The “angry” people are also found in my inbox, collected together in reports from the people who manage our audience feedback. I subscribed to these lists in order to see first hand responses from the audience before it gets filtered through more people or deprioritised out of existence due to more pressing concerns. There isn’t always time to get through it and when I’m otherwise busy I may skip this part of my routine. I try to leave them unread if I haven’t glanced through it. Why? Because I want to know where our products are failing, and ideally I want to know early. One of the core principles of working for the BBC is accepting that “The audience is at the heart of everything we do,” and yet only a few of us see the direct messages they send for our consideration. To my mind, this insight is all part of promoting quality and it can cover both the functional failures and areas where we’ve made assumptions in building that haven’t worked out for the audience.
There’s an argument to be made that says that flippantly calling them angry is at odds with that ethos, but sadly the truth is that you do need something of a thick skin to read the messages about the product you have worked on.
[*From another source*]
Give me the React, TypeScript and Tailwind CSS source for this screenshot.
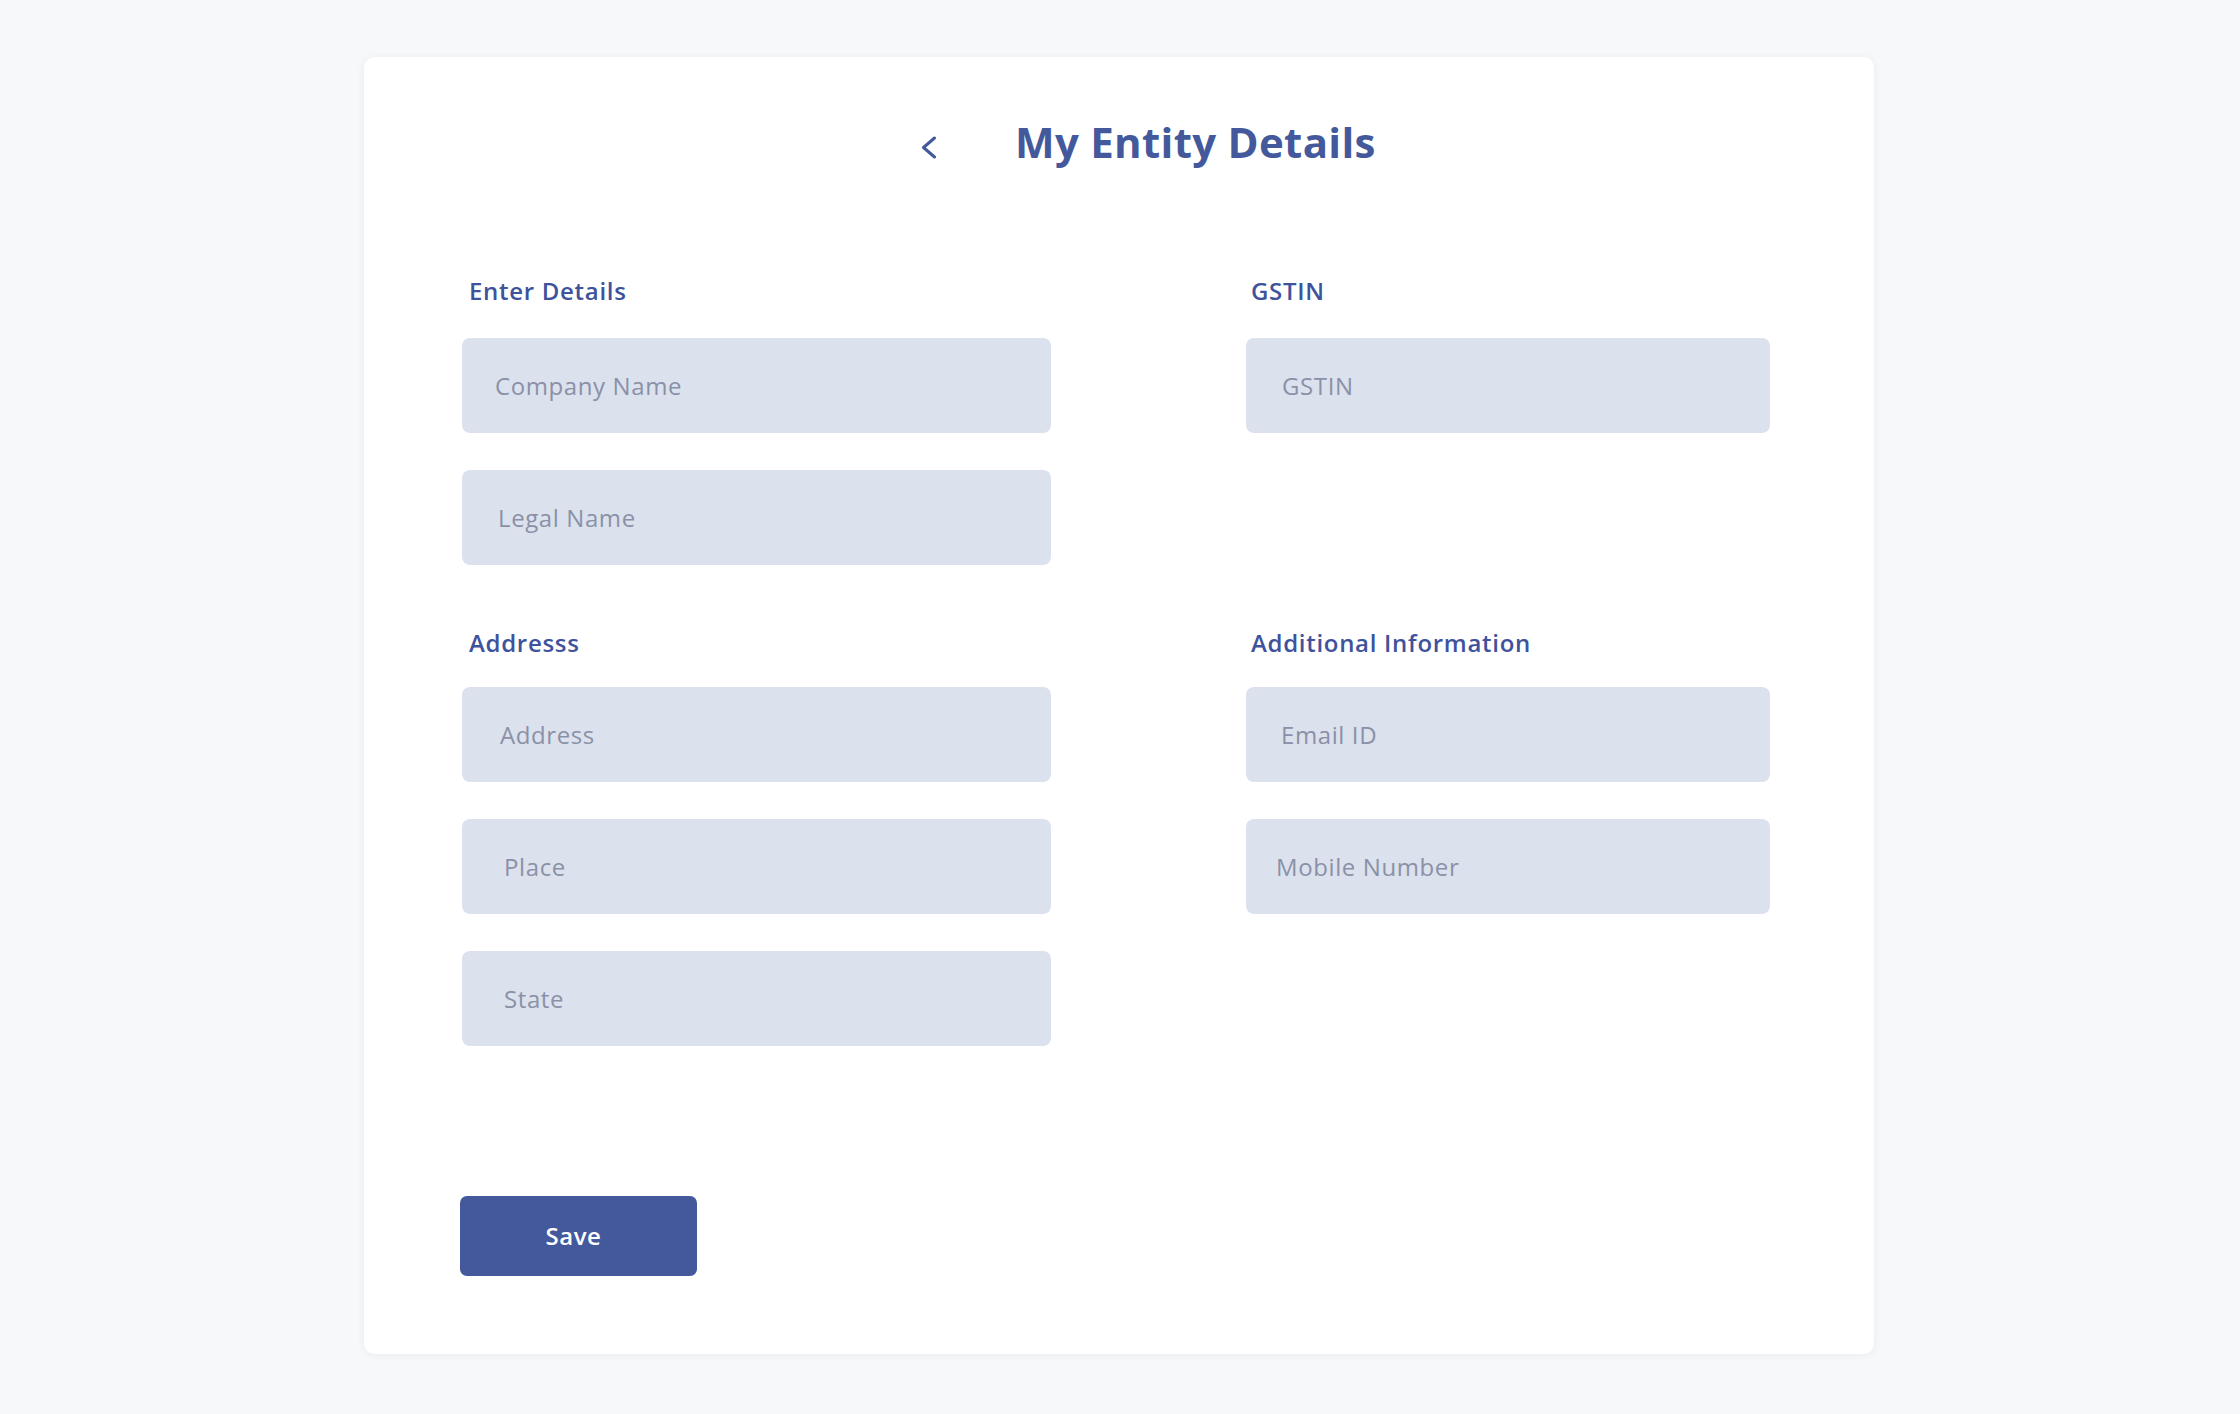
import { useState } from 'react'

// Entity details form: two column card with grouped inputs and a save button

type Field = {
  name: string
  placeholder: string
  pad: string
}

const LEFT_TOP: Field[] = [
  { name: 'companyName', placeholder: 'Company Name', pad: 'pl-[33px]' },
  { name: 'legalName', placeholder: 'Legal Name', pad: 'pl-[36px]' },
]
const RIGHT_TOP: Field[] = [{ name: 'gstin', placeholder: 'GSTIN', pad: 'pl-[36px]' }]
const LEFT_BOTTOM: Field[] = [
  { name: 'address', placeholder: 'Address', pad: 'pl-[38px]' },
  { name: 'place', placeholder: 'Place', pad: 'pl-[42px]' },
  { name: 'state', placeholder: 'State', pad: 'pl-[42px]' },
]
const RIGHT_BOTTOM: Field[] = [
  { name: 'email', placeholder: 'Email ID', pad: 'pl-[35px]' },
  { name: 'mobile', placeholder: 'Mobile Number', pad: 'pl-[30px]' },
]

function SectionLabel({ children, className = '' }: { children: string; className?: string }) {
  return (
    <div className={`text-[24px] leading-[24px] font-semibold tracking-[0.7px] text-[#3e539b] ${className}`}>
      {children}
    </div>
  )
}

function FieldList({
  fields,
  values,
  onChange,
  width,
}: {
  fields: Field[]
  values: Record<string, string>
  onChange: (name: string, value: string) => void
  width: string
}) {
  return (
    <div className={`flex flex-col gap-[37px] ${width}`}>
      {fields.map((f) => (
        <input
          key={f.name}
          type="text"
          value={values[f.name] ?? ''}
          onChange={(e) => onChange(f.name, e.target.value)}
          placeholder={f.placeholder}
          className={`h-[95px] w-full rounded-[8px] bg-[#dce1ee] ${f.pad} text-[24px] tracking-[0.6px] text-[#4a5068] placeholder:text-[#8a91a7] outline-none`}
        />
      ))}
    </div>
  )
}

export default function App() {
  const [values, setValues] = useState<Record<string, string>>({})

  function handleChange(name: string, value: string) {
    setValues((v) => ({ ...v, [name]: value }))
  }

  return (
    <div className="min-h-[1414px] bg-[#f7f8fa] pt-[57px] font-['Open_Sans',sans-serif]">
      <div className="ml-[364px] h-[1297px] w-[1510px] rounded-[10px] bg-white pt-[64px] shadow-[0_1px_8px_rgba(30,40,80,0.06)]">
        {/* Header */}
        <div className="flex items-start pl-[556px]">
          <button type="button" className="mt-[14px] text-[#44599b]">
            <svg width="17" height="24" viewBox="0 0 17 24" fill="none">
              <polyline
                points="14.5,3 3.5,12.5 14.5,22"
                stroke="currentColor"
                strokeWidth="3"
                strokeLinecap="round"
                strokeLinejoin="round"
              />
            </svg>
          </button>
          <h1 className="ml-[78px] text-[42px] leading-[42px] font-bold tracking-[0.3px] text-[#44599b]">
            My Entity Details
          </h1>
        </div>

        {/* Form */}
        <div className="mt-[116px] pl-[98px]">
          <div className="flex gap-[195px]">
            <div>
              <SectionLabel className="mb-[35px] pl-[7px]">Enter Details</SectionLabel>
              <FieldList fields={LEFT_TOP} values={values} onChange={handleChange} width="w-[589px]" />
            </div>
            <div>
              <SectionLabel className="mb-[35px] pl-[5px]">GSTIN</SectionLabel>
              <FieldList fields={RIGHT_TOP} values={values} onChange={handleChange} width="w-[524px]" />
            </div>
          </div>

          <div className="mt-[66px] flex gap-[195px]">
            <div>
              <SectionLabel className="mb-[32px] pl-[7px]">Addresss</SectionLabel>
              <FieldList fields={LEFT_BOTTOM} values={values} onChange={handleChange} width="w-[589px]" />
            </div>
            <div>
              <SectionLabel className="mb-[32px] pl-[5px]">Additional Information</SectionLabel>
              <FieldList fields={RIGHT_BOTTOM} values={values} onChange={handleChange} width="w-[524px]" />
            </div>
          </div>

          <button
            type="button"
            className="mt-[150px] -ml-[2px] h-[80px] w-[237px] rounded-[7px] bg-[#43599b] pr-[10px] text-[24px] font-semibold tracking-[0.5px] text-white"
          >
            Save
          </button>
        </div>
      </div>
    </div>
  )
}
The BBC is something of a behemoth. Nobody can tell you the answer to the question “What’s it like to work at the BBC?” because we only have experience of our own corner and departments, teams and experiences differ massively. There are thousands of workers, a multitude of departments, and even the website isn’t run, as many think, by “a” coding team so we don’t necessarily know what the rest of the web teams are doing. As such, sometimes things aren’t as joined up as they might be, and for an audience member it’s quite difficult to submit a complaint or comment using the website while ensuring it will reach the right people. Sometimes the logs show that somebody started out wanting to compliment something, or make a benign comment but the prolonged and confusing route to submitting a message leaves them so incensed it turns into a complaint along the way. That aside, people who contact us are often angry because they believe that we don’t care about them, that their experience is a universal one, and that their problem could be easily fixed if only we weren’t such idiots. We are accused of being incompetent, called derogatory names and belittled in many of the messages we receive. Not all, by any means, and I can’t imagine we’re unique in this.
That aside, it is still good to consume these reports. Sometimes people have a good understanding of what’s going wrong and submit a message akin to a thoroughly researched bug report explaining the workarounds they’ve found, the exact time the issue started for them, or details of things they’re tried with or without success. Others are less helpful, simply reporting things like “I wanted to let you know the radioplayer doesn’t work now” – we don’t know what doesn’t work, under what circumstances, or whether it has ever worked for this user. All the same, even that can be helpful if we see a number of similar reports around the same time.
And then there are the times when a sole user alerts us to something we’d missed. It’s something that, as a single report, might take a little while to filter through to the devs, but with the team’s eyes directly on it we’re able to recognise things that look odd and investigate further, and if there’s a real issue we can step up and turn around a fix very quickly. My colleague, our tech lead, Alex, wrote about one such instance at length in his own blog post recently: https://medium.com/@alexgisby/on-live-incidents-and-process-ee7a4d83c5f7
We spotted another issue recently whereby the pop out player, the main interface on our website for listening to content on a desktop machine, had stopped autoplaying – again, this was initially an issue we saw in the logs, and through our own testing and investigation we were able to confirm that it was not, as initially though, a problem on Firefox for the PC only, but it was related to the very latest version of Firefox that had been drip fed into the wild during that week. We worked out where in the code the failure was and alerted the team who was able to do something to mitigate against it. A full fix will come later but in the meantime we were able to feed back to the audience facing staff that for the majority of users there were workarounds: the two main ones being to use an alternative browser, or to press the play button after the window popped up. It might sound ridiculously obvious but our own behaviour revealed that it wasn’t. Having the autoplay just work was such an entrenched idea for our own team that we sat there dumbfounded when it didn’t, and just stared at the “loading” message wondering how long it would be there. We discovered that a large number of people facing the issue were able to work out for themselves that pressing the play button worked, since there was no noticeable drop in the number of connections on that browser from prior to the rollout. For us, and for the audience members who were regular users of the software, our immediate conclusion was “its broken” and many wrote in to say so.
This was another area where I intervened. From viewing the logs I was able to see the standard response that was being sent out to our users after the workarounds were discovered and I was a little stunned to note that while we offered two options as workarounds, the first was to use an alternate browser and the second was to press the play button. I pointed out that we ought to offer the path of least resistance as the first option and that downloading and installing new software, or even switching to software you have but don’t prefer is a far more jarring experience than simply pressing play. While we planned to switch the message around, the fix came in in the meantime and it wasn’t necessary, but the point stands: our team is empowered to make decisions and champion them, from fixing bugs in code, to optimising the audience experience outside of it.
One of the most rewarding parts of working at the BBC is to be able to step beyond the standard definition of your job role and get involved in other areas where you can see a way to add value. Keeping that finger on the pulse and direct line to the audience lets us enhance the quality of our product.